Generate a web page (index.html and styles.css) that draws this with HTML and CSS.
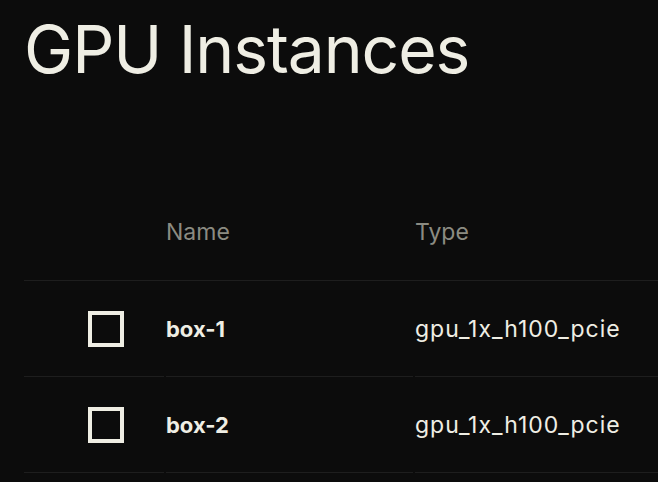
FILE: index.html
```html
<!DOCTYPE html>
<html lang="en">
<head>
    <meta charset="UTF-8">
    <meta name="viewport" content="width=device-width, initial-scale=1.0">
    <title>GPU Instances</title>
    <link rel="stylesheet" href="styles.css">
</head>
<body>
    <div class="page">
        <h1>GPU Instances</h1>

        <div class="table">
            <div class="row head">
                <div class="cell check"></div>
                <div class="cell">Name</div>
                <div class="cell">Type</div>
            </div>
            <div class="row">
                <div class="cell check"><span class="box"></span></div>
                <div class="cell name">box-1</div>
                <div class="cell type">gpu_1x_h100_pcie</div>
            </div>
            <div class="row">
                <div class="cell check"><span class="box"></span></div>
                <div class="cell name">box-2</div>
                <div class="cell type">gpu_1x_h100_pcie</div>
            </div>
        </div>
    </div>
</body>
</html>
```

FILE: styles.css
```css
body {
    margin: 0;
    background-color: #0c0c0c;
    color: #efeee4;
    font-family: Inter, "Liberation Sans", sans-serif;
    overflow: hidden;
}

.page {
    padding: 11px 0 0 24px;
}

h1 {
    margin: 0;
    font-size: 66px;
    font-weight: 400;
    letter-spacing: -1.1px;
    line-height: 76px;
}

.table {
    margin-top: 97px;
}

.row {
    display: grid;
    grid-template-columns: 140px 247px 1fr;
    column-gap: 2px;
}

.cell {
    display: flex;
    align-items: center;
    height: 95px;
    border-bottom: 1px solid #1e1e1e;
    font-size: 22px;
    white-space: nowrap;
}

.head {
    border-bottom: 1px solid #1e1e1e;
}

.head .cell {
    height: 96px;
    border-bottom: none;
    color: #8b8b82;
    font-size: 23px;
    align-items: flex-start;
    padding-top: 34px;
    box-sizing: border-box;
}

.check {
    padding-left: 64px;
}

.box {
    display: block;
    width: 28px;
    height: 28px;
    border: 4px solid #efeee4;
}

.name {
    font-weight: 700;
}

.type {
    font-size: 23px;
    letter-spacing: 1px;
}
```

- _Problem to solve_
From the listing above, return each line with the word "page".

- _Expected output_
Generate a web page (index.html and styles.css) that draws this with HTML and CSS.
    <div class="page">
.page {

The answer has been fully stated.